The Chief Executive Officer of Ghana International Bank (GHIB), Dean Adansi, has outlined a financing strategy aimed at moving Africa’s commodity trade away from raw exports towards value-added products, warning that the current export model is costing the continent billions in potential earnings.
Speaking to the BBC on the sidelines of the GHIB CONVERGE 2025 conference in London, Mr Adansi said Africa’s share of global trade remains under three percent, partly due to a persistent trade finance gap that prevents exporters from investing in local processing.
“Interest rates are significantly higher than in the West in many African countries, making it very difficult for smaller entities with short-track records to obtain the financing they need to export commodities, or even to industrialise locally,” he noted.

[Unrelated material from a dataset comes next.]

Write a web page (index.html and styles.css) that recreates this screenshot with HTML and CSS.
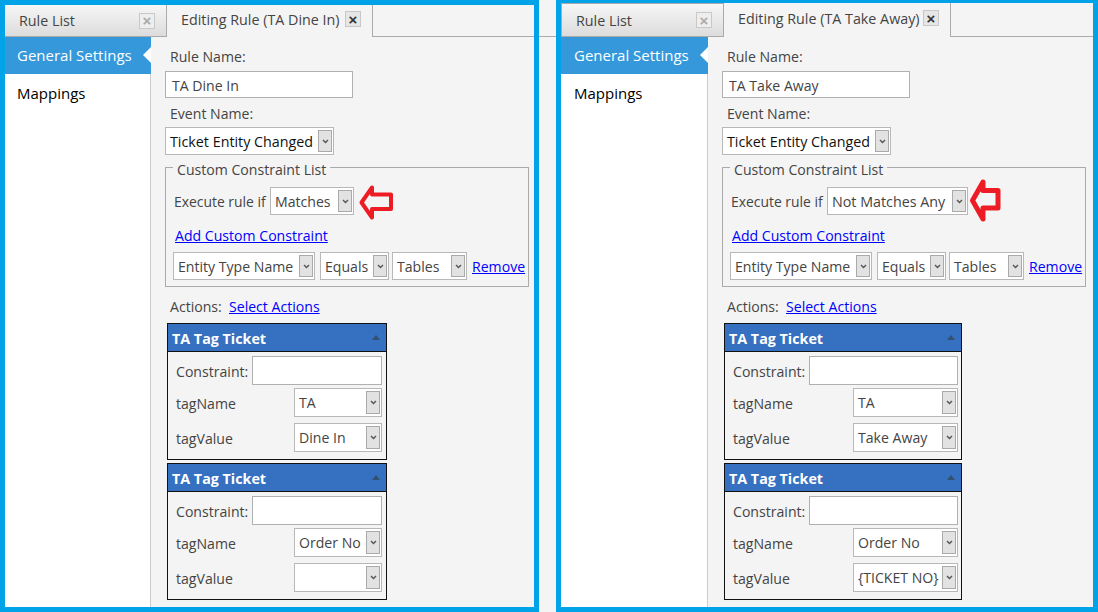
FILE: index.html
```html
<!DOCTYPE html>
<html lang="en">
<head>
<meta charset="utf-8">
<title>Rule editor comparison</title>
<link rel="stylesheet" href="styles.css">
</head>
<body>
<div class="page">
  <section class="panel panel-left">
    <div class="tabs">
      <div class="tab tab-idle tab-idle-left"><span class="tab-name">Rule List</span><span class="close close-dim">×</span></div>
      <div class="tab tab-active tab-active-left"><span class="tab-name">Editing Rule (TA Dine In)</span><span class="close">×</span></div>
    </div>
    <div class="main">
      <nav class="side">
        <div class="side-item side-current">General Settings</div>
        <div class="side-item">Mappings</div>
      </nav>
      <div class="content">
        <div class="label">Rule Name:</div>
        <div class="input input-name">TA Dine In</div>
        <div class="label label-event">Event Name:</div>
        <div class="select select-event"><span class="val">Ticket Entity Changed</span><span class="btn"><svg width="7" height="5" viewBox="0 0 7 5"><path d="M1 1l2.500 2.500L6 1" fill="none" stroke="#555" stroke-width="1.400"/></svg></span></div>
        <div class="group">
          <div class="legend">Custom Constraint List</div>
          <div class="exec">
            <span class="exec-label">Execute rule if</span>
            <div class="select select-match-l"><span class="val">Matches</span><span class="btn"><svg width="7" height="5" viewBox="0 0 7 5"><path d="M1 1l2.500 2.500L6 1" fill="none" stroke="#555" stroke-width="1.400"/></svg></span></div>
            <svg class="red-arrow red-arrow-l" width="36" height="37" viewBox="0 0 36 37"><path d="M3.500 18.500L14 3.500V10.500H33V25H14V33.500Z" fill="#f4f4f4" stroke="#ed1c24" stroke-width="4" stroke-linejoin="round"/></svg>
          </div>
          <a class="link add-link" href="#">Add Custom Constraint</a>
          <div class="cons">
            <div class="select select-type"><span class="val">Entity Type Name</span><span class="btn"><svg width="7" height="5" viewBox="0 0 7 5"><path d="M1 1l2.500 2.500L6 1" fill="none" stroke="#555" stroke-width="1.400"/></svg></span></div>
            <div class="select select-eq"><span class="val">Equals</span><span class="btn"><svg width="7" height="5" viewBox="0 0 7 5"><path d="M1 1l2.500 2.500L6 1" fill="none" stroke="#555" stroke-width="1.400"/></svg></span></div>
            <div class="select select-tables"><span class="val">Tables</span><span class="btn"><svg width="7" height="5" viewBox="0 0 7 5"><path d="M1 1l2.500 2.500L6 1" fill="none" stroke="#555" stroke-width="1.400"/></svg></span></div>
            <a class="link" href="#">Remove</a>
          </div>
        </div>
        <div class="actions"><span class="actions-label">Actions:</span><a class="link" href="#">Select Actions</a></div>
        <div class="card">
          <div class="card-head"><span>TA Tag Ticket</span><i class="tri"></i></div>
          <div class="card-body">
            <div class="row row-c"><span class="key">Constraint:</span><div class="input input-c"></div></div>
            <div class="row row-n"><span class="key">tagName</span><div class="select select-tag"><span class="val">TA</span><span class="btn"><svg width="7" height="5" viewBox="0 0 7 5"><path d="M1 1l2.500 2.500L6 1" fill="none" stroke="#555" stroke-width="1.400"/></svg></span></div></div>
            <div class="row row-v"><span class="key">tagValue</span><div class="select select-tag"><span class="val">Dine In</span><span class="btn"><svg width="7" height="5" viewBox="0 0 7 5"><path d="M1 1l2.500 2.500L6 1" fill="none" stroke="#555" stroke-width="1.400"/></svg></span></div></div>
          </div>
        </div>
        <div class="card">
          <div class="card-head"><span>TA Tag Ticket</span><i class="tri"></i></div>
          <div class="card-body">
            <div class="row row-c"><span class="key">Constraint:</span><div class="input input-c"></div></div>
            <div class="row row-n"><span class="key">tagName</span><div class="select select-tag"><span class="val">Order No</span><span class="btn"><svg width="7" height="5" viewBox="0 0 7 5"><path d="M1 1l2.500 2.500L6 1" fill="none" stroke="#555" stroke-width="1.400"/></svg></span></div></div>
            <div class="row row-v"><span class="key">tagValue</span><div class="select select-tag"><span class="val"></span><span class="btn"><svg width="7" height="5" viewBox="0 0 7 5"><path d="M1 1l2.500 2.500L6 1" fill="none" stroke="#555" stroke-width="1.400"/></svg></span></div></div>
          </div>
        </div>
      </div>
    </div>
  </section>
  <div class="gutter"></div>
  <section class="panel panel-right">
    <div class="tabs">
      <div class="tab tab-idle tab-idle-right"><span class="tab-name">Rule List</span><span class="close close-dim">×</span></div>
      <div class="tab tab-active tab-active-right"><span class="tab-name">Editing Rule (TA Take Away)</span><span class="close">×</span></div>
    </div>
    <div class="main">
      <nav class="side">
        <div class="side-item side-current">General Settings</div>
        <div class="side-item">Mappings</div>
      </nav>
      <div class="content">
        <div class="label">Rule Name:</div>
        <div class="input input-name">TA Take Away</div>
        <div class="label label-event">Event Name:</div>
        <div class="select select-event"><span class="val">Ticket Entity Changed</span><span class="btn"><svg width="7" height="5" viewBox="0 0 7 5"><path d="M1 1l2.500 2.500L6 1" fill="none" stroke="#555" stroke-width="1.400"/></svg></span></div>
        <div class="group">
          <div class="legend">Custom Constraint List</div>
          <div class="exec">
            <span class="exec-label">Execute rule if</span>
            <div class="select select-match-r"><span class="val">Not Matches Any</span><span class="btn"><svg width="7" height="5" viewBox="0 0 7 5"><path d="M1 1l2.500 2.500L6 1" fill="none" stroke="#555" stroke-width="1.400"/></svg></span></div>
            <svg class="red-arrow red-arrow-r" width="32" height="46" viewBox="0 0 32 46"><path d="M3.500 22.500L14 4V12.500H29V30H14V41Z" fill="#f4f4f4" stroke="#ed1c24" stroke-width="5" stroke-linejoin="round"/></svg>
          </div>
          <a class="link add-link" href="#">Add Custom Constraint</a>
          <div class="cons">
            <div class="select select-type"><span class="val">Entity Type Name</span><span class="btn"><svg width="7" height="5" viewBox="0 0 7 5"><path d="M1 1l2.500 2.500L6 1" fill="none" stroke="#555" stroke-width="1.400"/></svg></span></div>
            <div class="select select-eq"><span class="val">Equals</span><span class="btn"><svg width="7" height="5" viewBox="0 0 7 5"><path d="M1 1l2.500 2.500L6 1" fill="none" stroke="#555" stroke-width="1.400"/></svg></span></div>
            <div class="select select-tables"><span class="val">Tables</span><span class="btn"><svg width="7" height="5" viewBox="0 0 7 5"><path d="M1 1l2.500 2.500L6 1" fill="none" stroke="#555" stroke-width="1.400"/></svg></span></div>
            <a class="link" href="#">Remove</a>
          </div>
        </div>
        <div class="actions"><span class="actions-label">Actions:</span><a class="link" href="#">Select Actions</a></div>
        <div class="card">
          <div class="card-head"><span>TA Tag Ticket</span><i class="tri"></i></div>
          <div class="card-body">
            <div class="row row-c"><span class="key">Constraint:</span><div class="input input-c"></div></div>
            <div class="row row-n"><span class="key">tagName</span><div class="select select-tag"><span class="val">TA</span><span class="btn"><svg width="7" height="5" viewBox="0 0 7 5"><path d="M1 1l2.500 2.500L6 1" fill="none" stroke="#555" stroke-width="1.400"/></svg></span></div></div>
            <div class="row row-v"><span class="key">tagValue</span><div class="select select-tag"><span class="val">Take Away</span><span class="btn"><svg width="7" height="5" viewBox="0 0 7 5"><path d="M1 1l2.500 2.500L6 1" fill="none" stroke="#555" stroke-width="1.400"/></svg></span></div></div>
          </div>
        </div>
        <div class="card">
          <div class="card-head"><span>TA Tag Ticket</span><i class="tri"></i></div>
          <div class="card-body">
            <div class="row row-c"><span class="key">Constraint:</span><div class="input input-c"></div></div>
            <div class="row row-n"><span class="key">tagName</span><div class="select select-tag"><span class="val">Order No</span><span class="btn"><svg width="7" height="5" viewBox="0 0 7 5"><path d="M1 1l2.500 2.500L6 1" fill="none" stroke="#555" stroke-width="1.400"/></svg></span></div></div>
            <div class="row row-v"><span class="key">tagValue</span><div class="select select-tag"><span class="val">{TICKET NO}</span><span class="btn"><svg width="7" height="5" viewBox="0 0 7 5"><path d="M1 1l2.500 2.500L6 1" fill="none" stroke="#555" stroke-width="1.400"/></svg></span></div></div>
          </div>
        </div>
      </div>
    </div>
  </section>
</div>
</body>
</html>
```
FILE: styles.css
```css
* { box-sizing: border-box; }
html, body { margin: 0; height: 100%; overflow: hidden; background: #f4f4f4; }
body { font-family: "Open Sans", "Noto Sans", sans-serif; font-size: 14.100px; color: #444; }
.page { display: flex; width: 1098px; height: 612px; }
.panel { display: flex; flex-direction: column; height: 612px; border: solid #00a2e8; background: #f4f4f4; }
.panel-left { width: 539px; border-width: 5px; }
.panel-right { width: 542px; border-width: 3px 5px 5px 5px; }
.gutter { width: 17px; height: 37px; border-bottom: 1px solid #aaa; }
.tabs { display: flex; flex: none; border-bottom: 1px solid #aaa; font-size: 14.300px; }
.panel-left .tabs { height: 32px; }
.panel-right .tabs { height: 34px; }
.tab { display: flex; align-items: center; }
.tab-idle { background: linear-gradient(#f6f6f6, #dcdcdc); border: 1px solid #aaa; border-bottom: 0; }
.tab-idle-left { width: 162px; padding: 0 11px 0 14px; border-width: 0 1px 0 0; }
.tab-idle-right { width: 163px; padding: 0 11px 0 14px; }
.tab-active { background: #f4f4f4; border-right: 1px solid #aaa; margin-bottom: -1px; padding-bottom: 4px; }
.tab-active-left { width: 206px; padding-left: 14px; }
.tab-active-right { width: 227px; padding-left: 14px; }
.tab-name { flex: 1; white-space: nowrap; }
.close { flex: none; display: flex; align-items: center; justify-content: center; width: 16px; height: 16px; border: 1px solid #c8c8c8; background: #e6e6e6; color: #333; font: bold 15px/1 "Liberation Sans", sans-serif; }
.tab-active .close { margin-right: 11px; }
.close-dim { color: #aaa; background: #eee; }
.main { flex: 1; display: flex; min-height: 0; }
.side { flex: none; width: 146px; background: #fff; border-right: 1px solid #ccc; }
.panel-right .side { width: 147px; }
.side-item { height: 37px; padding-left: 12px; line-height: 38px; color: #000; font-size: 15px; white-space: nowrap; }
.panel-right .side-item { padding-left: 13px; }
.side-current { position: relative; background: #3498db; color: #fff; margin-right: -1px; line-height: 36px; }
.side-current::after { content: ""; position: absolute; right: 0; top: 10px; border: 8px solid transparent; border-right-color: #fff; border-left-width: 0; }
.content { flex: 1; padding: 8px 0 0 14px; }
.label { height: 26px; padding-left: 5px; line-height: 24px; }
.label-event { height: 29px; line-height: 31px; }
.input { border: 1px solid #b0b0b0; background: #fff; }
.input-name { width: 188px; height: 27px; padding-left: 6px; line-height: 27px; }
.select { display: flex; align-items: stretch; height: 28px; border: 1px solid #b8b8b8; background: #fff; padding: 2px 1px 2px 0; }
.val { flex: 1; min-width: 0; padding-left: 4px; line-height: 23px; white-space: nowrap; overflow: hidden; }
.btn { flex: none; width: 14px; display: flex; align-items: center; justify-content: center; background: #e2e2e2; border: 1px solid #aaa; }
.select-event { width: 169px; margin-bottom: 12px; color: #111; font-size: 14.300px; }
.group { position: relative; width: 364px; height: 120px; border: 1px solid #aaa; padding: 19px 0 0 8px; }
.legend { position: absolute; left: 7px; top: -8px; padding: 0 4px; background: #f4f4f4; line-height: 19px; }
.exec { display: flex; align-items: center; height: 28px; }
.exec-label { width: 96px; padding-top: 1px; white-space: nowrap; font-size: 13.900px; }
.select-match-l { width: 84px; }
.select-match-r { width: 141px; font-size: 14.300px; }
.red-arrow { flex: none; margin-top: 2px; }
.red-arrow-l { margin-left: 4px; }
.red-arrow-r { margin-left: 1px; margin-bottom: -9px; margin-top: -9px; }
.add-link { display: block; margin: 9px 0 0 1px; line-height: 24px; height: 24px; }
.cons { display: flex; align-items: center; height: 28px; margin: 4px 0 0 -1px; }
.cons .select { margin-right: 5px; }
.select-type { width: 142px; }
.cons .select-eq { width: 69px; margin-right: 3px; }
.select-tables { width: 75px; }
.link { color: #00f; text-decoration: underline; }
.actions { display: flex; height: 36px; align-items: center; padding: 3px 0 0 5px; }
.actions-label { width: 59px; }
.card { width: 220px; height: 137px; margin: 0 0 3px 2px; border: 1px solid #111; }
.panel-right .card { width: 238px; }
.card-head { display: flex; align-items: center; justify-content: space-between; height: 28px; padding: 1px 5px 0 4px; background: #3670c0; color: #fff; font-weight: 700; font-size: 14.300px; border-bottom: 1px solid #111; }
.tri { margin: -2px 1px 0 0; border: 4px solid transparent; border-bottom: 5px solid #35506f; border-top: 0; }
.card-body { padding: 4px 4px 0 8px; }
.panel-right .card-body { padding-right: 3px; }
.row { display: flex; align-items: center; justify-content: space-between; }
.key { padding-top: 1px; }
.row-c { height: 29px; }
.row-n { height: 29px; margin-top: 3px; }
.row-v { height: 29px; margin-top: 6px; }
.input-c { width: 130px; height: 29px; }
.panel-right .input-c { width: 149px; }
.select-tag { width: 88px; height: 29px; }
.panel-right .select-tag { width: 105px; }
```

He pointed to structural challenges such as shallow capital markets, expensive working capital, and limited regulatory and infrastructure support. Highlighting the economic potential, Mr Adansi stated: “For every US$1 of trade, there is a US$1.70 impact on GDP, meaning that closing an US$80 billion trade finance gap in sub-Saharan Africa could generate an additional US$133 billion annually. The consequences are significant; in jobs, in revenues, and in building the local savings needed to strengthen domestic capital markets.”
GHIB, operating from London for 65 years, is partnering with local financial institutions in West Africa to strengthen their capacity and make them more attractive to larger international lenders. Over the past five years, the bank has facilitated more than US$14 billion in total trade flows, including US$10.6 billion in documentary trade collections and US$2.7 billion in primary trade finance transactions across Sub-Saharan Africa. Downstream payments to West Africa in 2024 alone exceeded US$8.5 billion.
Mr Adansi stressed that financing remains the main bottleneck to processing, noting that “traditional banking products are rarely designed to support multi-year investment cycles in processing.” He proposed specialised commodity finance instruments such as pre-export financing tied to off-take agreements, inventory financing against stored commodities, and equipment leasing to reduce capital outlays.
The conference heard of missed opportunities, including a contract worth over US$10 million for onions bound for Senegal that was supplied by European companies despite sufficient raw production in West Africa — a situation attributed to the lack of processing finance. Research presented suggested that raising Africa’s share of value-added exports from 14 to 25 percent could generate over US$50 billion in extra annual revenue and millions of industrial jobs.
While citing Ghana’s progress in cocoa processing and gold refining as examples of targeted finance delivering results, Mr Adansi cautioned that processing cannot advance without stable electricity, modern transport networks, skilled technical labour, and supportive tax regimes.
He identified the African Continental Free Trade Area (AfCFTA) as a platform for developing regional-scale processing hubs, adding that technology — including blockchain — could help African processors secure premium prices. “Sustainably processed commodities increasingly earn higher prices. With well-regulated carbon markets and environmental finance tools, Africa can attract the capital it needs while meeting global sustainability demands,” he said.
GHIB’s plan relies on partnerships involving commercial banks, development finance institutions, and governments, with pilot projects in targeted commodity sectors to demonstrate both financial and developmental benefits. “If we can build value chains that keep more of the processing on African soil, the gains will be felt not just in GDP, but in livelihoods,” Mr Adansi emphasised.